Non, mes parents m’ont éduqué avec une belle poésie, une certaine élégance envers les femmes, un respect de l’autre…  Mais il faudrait être aveugle pour ne pas s’apercevoir qu’il existe un privilège chez les hommes ou chez les personnes blanches. Affirmer que tout le monde a les mêmes cartes dans son jeu, que les droits entre les hommes et les femmes sont à égalité serait du déni. Il y a encore un grand manque de conscience chez beaucoup de gens. J’aimerais que les gens se rendent compte de ces différences, des discriminations encore omniprésentes. Ca permettrait d’envisager un chemin vers plus d’égalité.

Quel genre de personnage aux antipodes de votre personnalité rêveriez-vous d’incarner ? 
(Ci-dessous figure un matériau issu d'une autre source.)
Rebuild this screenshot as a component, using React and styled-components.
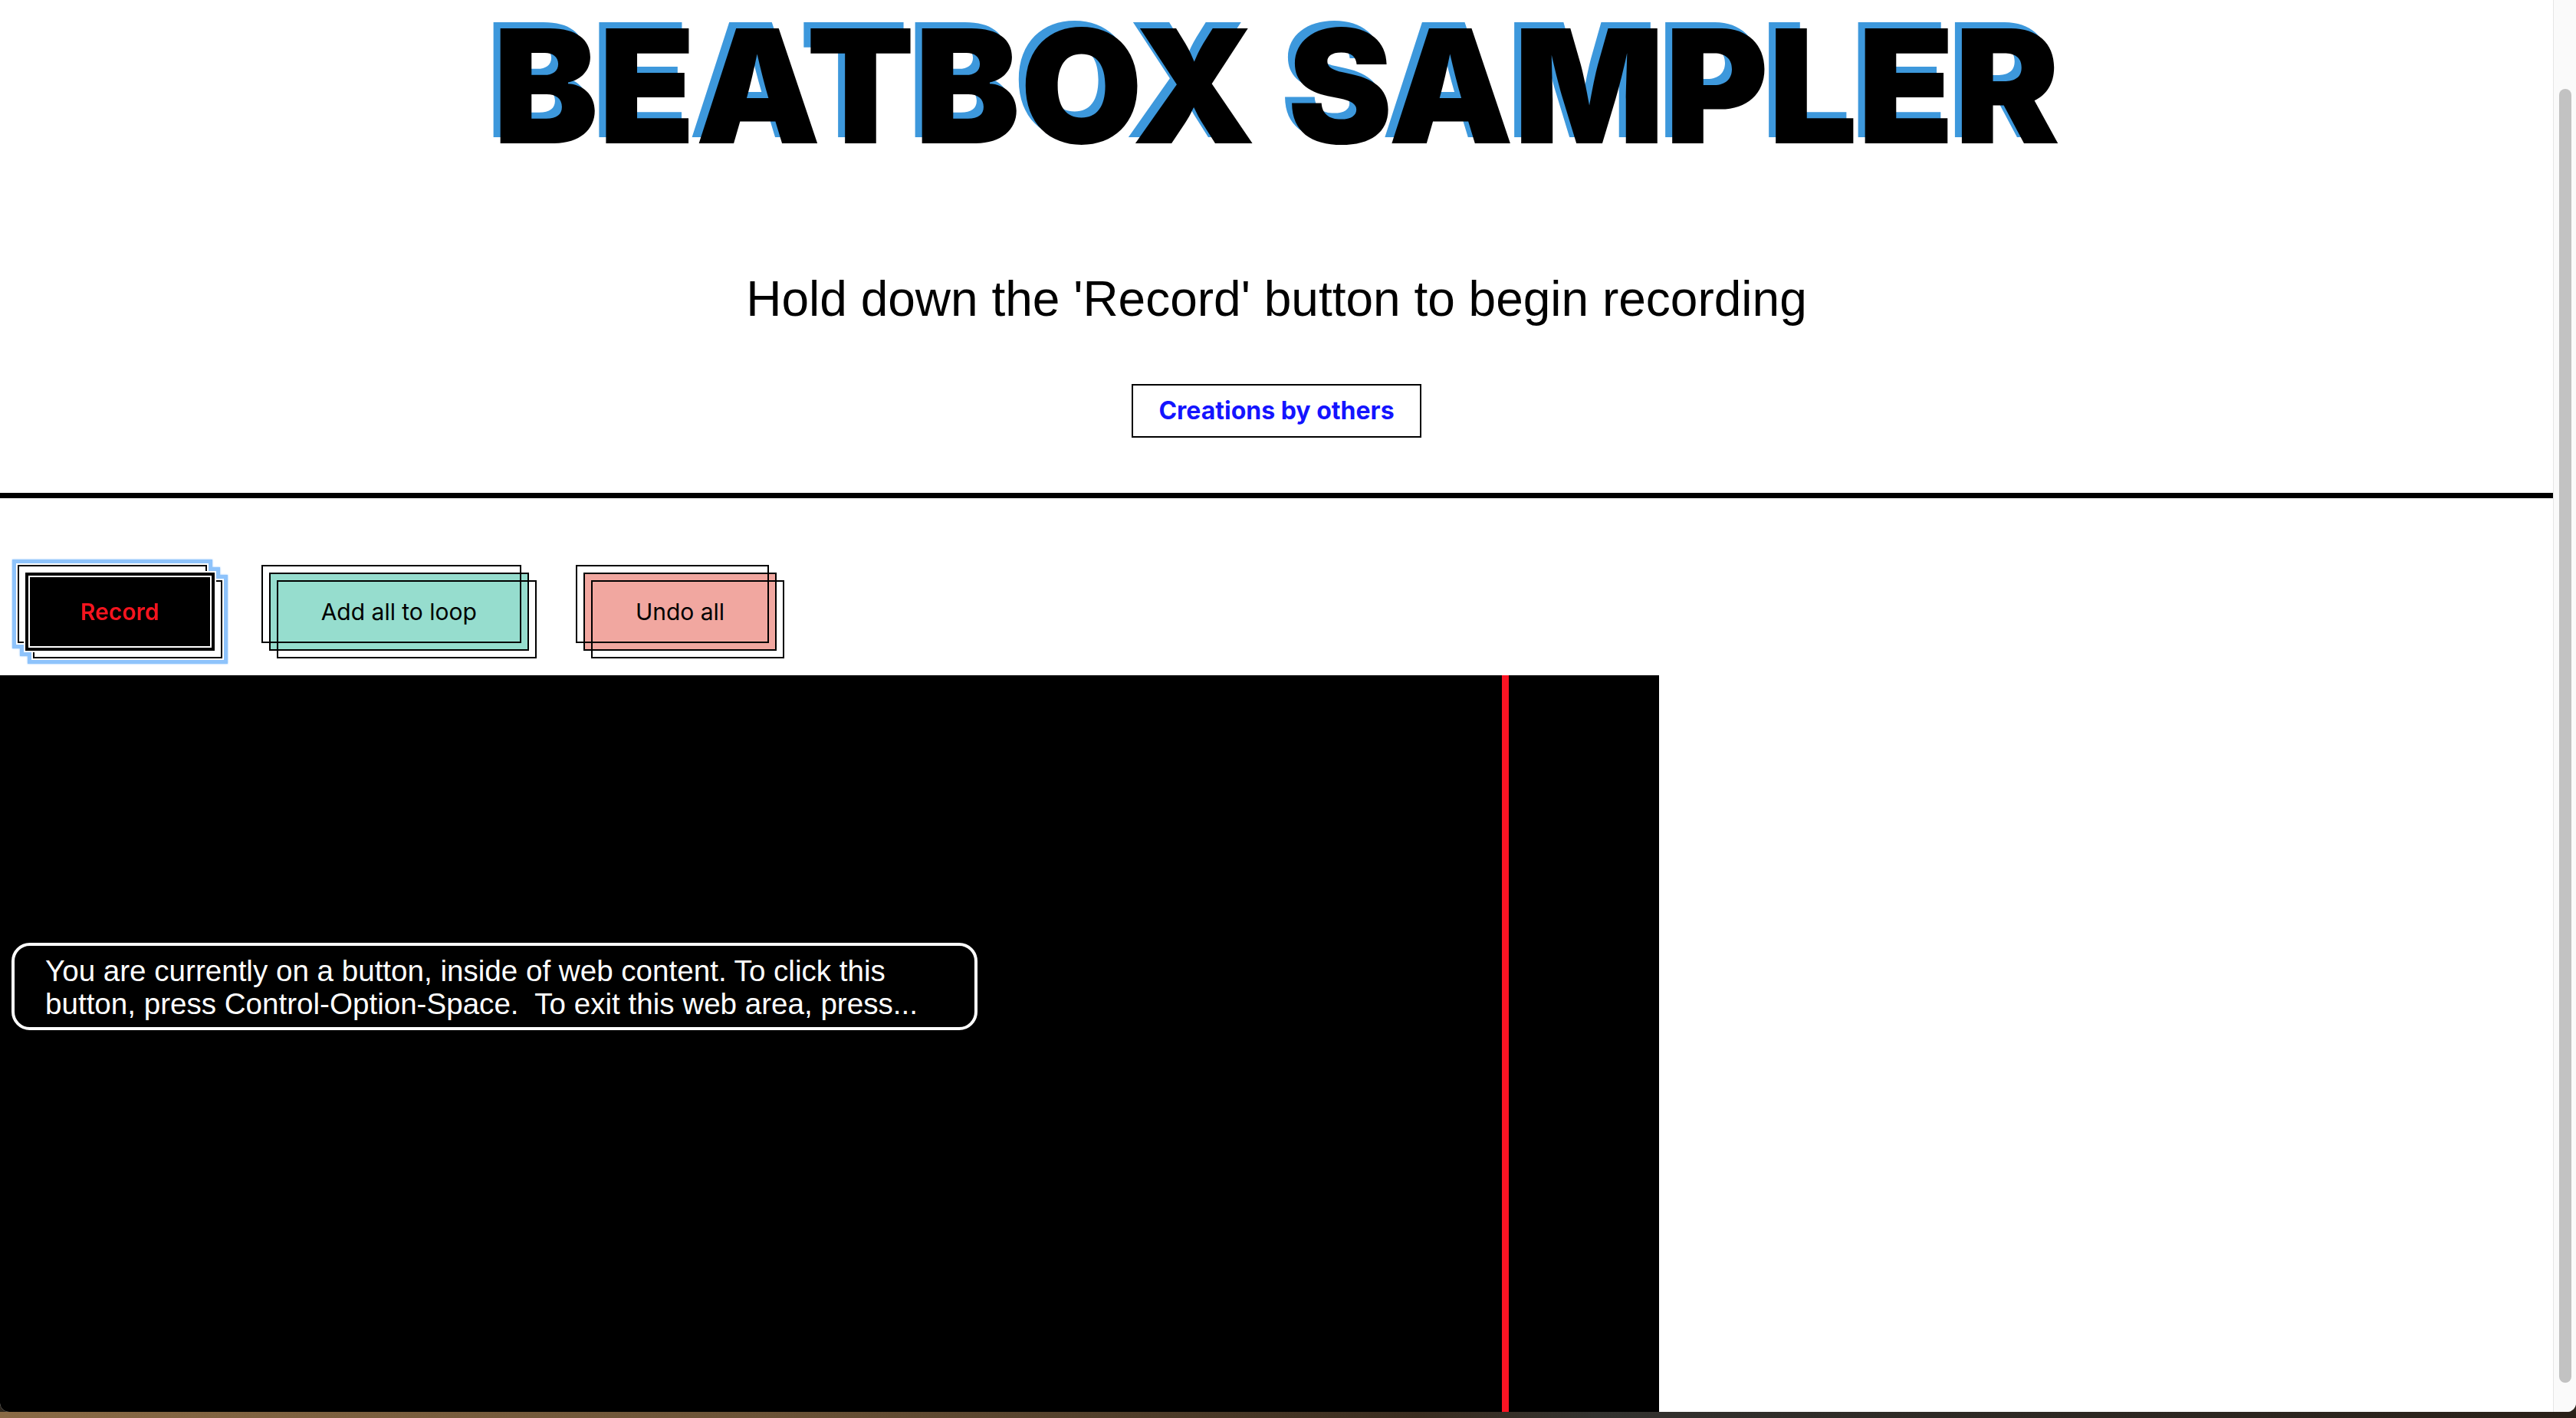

Tous les rôles que j’incarne sont aux antipodes de ce que je suis au quotidien. Dans Un vrai bonhomme, mon personnage me ressemblait parce que je fais un peu le con quand je tiens mon rôle. Mais je n'ai joué aucun rôle qui ressemble à la personne que je suis quand je suis seul dans ma chambre par exemple. Je pense que pour jouer un rôle qui nous ressemble, il faut vraiment du temps. Marlon Brando a attendu 40 ans avant de faire Le Dernier tango à Paris [film de de Bernardo Bertolucci, sorti en 1972, dans lequel ce dernier joue le rôle d’un américain installé à Paris, ndlr] et là, c’est vraiment lui ! Seule l’expérience me donnera l’opportunité d’être totalement moi-même dans mes rôles. Me voir tel que je suis à l’écran ne m’intéresse par pour l’instant, ça serait trop brouillon. Il faut une vraie densité, acquérir de l’âge et surtout avoir vécu le plateau.